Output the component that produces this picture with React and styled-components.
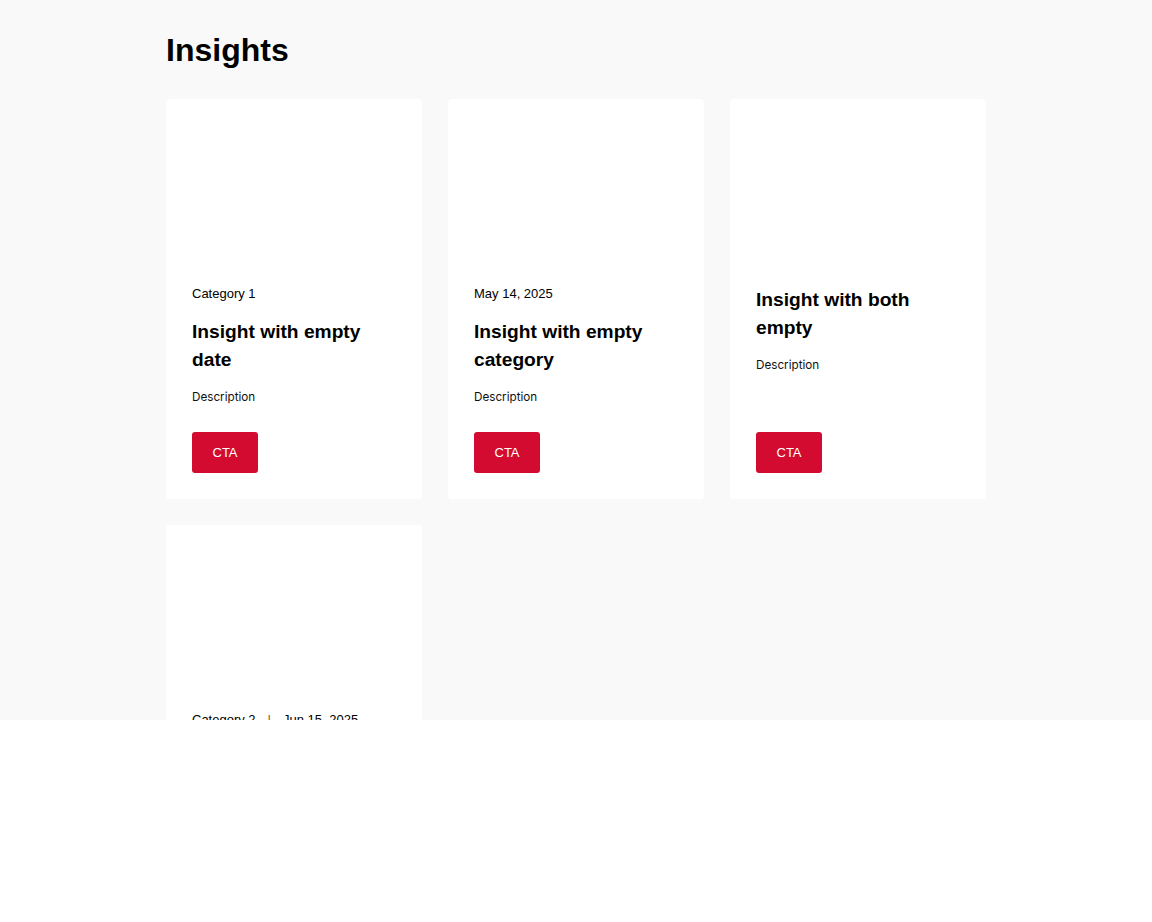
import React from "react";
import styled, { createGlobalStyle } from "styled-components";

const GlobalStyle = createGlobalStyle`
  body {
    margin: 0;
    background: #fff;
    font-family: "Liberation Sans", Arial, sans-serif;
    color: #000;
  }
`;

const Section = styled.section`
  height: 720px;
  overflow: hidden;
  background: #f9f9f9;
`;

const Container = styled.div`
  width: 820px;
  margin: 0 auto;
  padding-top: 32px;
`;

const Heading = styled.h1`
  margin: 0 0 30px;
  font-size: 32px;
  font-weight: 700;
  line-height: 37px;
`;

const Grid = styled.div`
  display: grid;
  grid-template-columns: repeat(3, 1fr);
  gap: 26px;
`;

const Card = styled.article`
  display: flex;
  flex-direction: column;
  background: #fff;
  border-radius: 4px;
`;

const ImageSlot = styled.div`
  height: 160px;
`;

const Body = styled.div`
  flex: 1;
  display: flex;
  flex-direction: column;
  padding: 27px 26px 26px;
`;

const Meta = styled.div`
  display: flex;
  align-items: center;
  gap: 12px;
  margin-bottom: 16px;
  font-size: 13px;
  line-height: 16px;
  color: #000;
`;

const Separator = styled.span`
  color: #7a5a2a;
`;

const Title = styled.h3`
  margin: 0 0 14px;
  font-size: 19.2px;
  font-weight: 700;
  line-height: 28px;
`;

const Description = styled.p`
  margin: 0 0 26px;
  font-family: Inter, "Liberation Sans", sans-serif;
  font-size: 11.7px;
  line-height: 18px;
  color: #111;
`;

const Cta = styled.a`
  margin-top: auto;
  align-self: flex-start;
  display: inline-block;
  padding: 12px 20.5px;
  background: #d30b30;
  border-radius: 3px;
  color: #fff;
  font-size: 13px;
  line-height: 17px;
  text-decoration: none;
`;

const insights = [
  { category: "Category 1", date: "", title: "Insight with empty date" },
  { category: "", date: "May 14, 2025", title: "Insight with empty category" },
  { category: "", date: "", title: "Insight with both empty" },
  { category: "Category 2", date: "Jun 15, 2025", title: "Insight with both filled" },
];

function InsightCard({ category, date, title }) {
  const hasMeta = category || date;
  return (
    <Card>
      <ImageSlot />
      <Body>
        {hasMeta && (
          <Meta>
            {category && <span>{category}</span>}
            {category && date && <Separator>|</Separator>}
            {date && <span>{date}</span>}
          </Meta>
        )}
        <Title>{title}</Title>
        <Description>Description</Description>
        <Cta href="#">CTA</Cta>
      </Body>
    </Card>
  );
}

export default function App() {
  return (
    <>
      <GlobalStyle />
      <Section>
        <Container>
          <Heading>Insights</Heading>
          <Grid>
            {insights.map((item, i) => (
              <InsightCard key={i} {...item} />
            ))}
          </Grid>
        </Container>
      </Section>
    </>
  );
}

◆ ◆ ◆ ◆ ◆

*REQUEST*
List every line above that holds the word "React".

*EXERCISE ANSWER*
Output the component that produces this picture with React and styled-components.
import React from "react";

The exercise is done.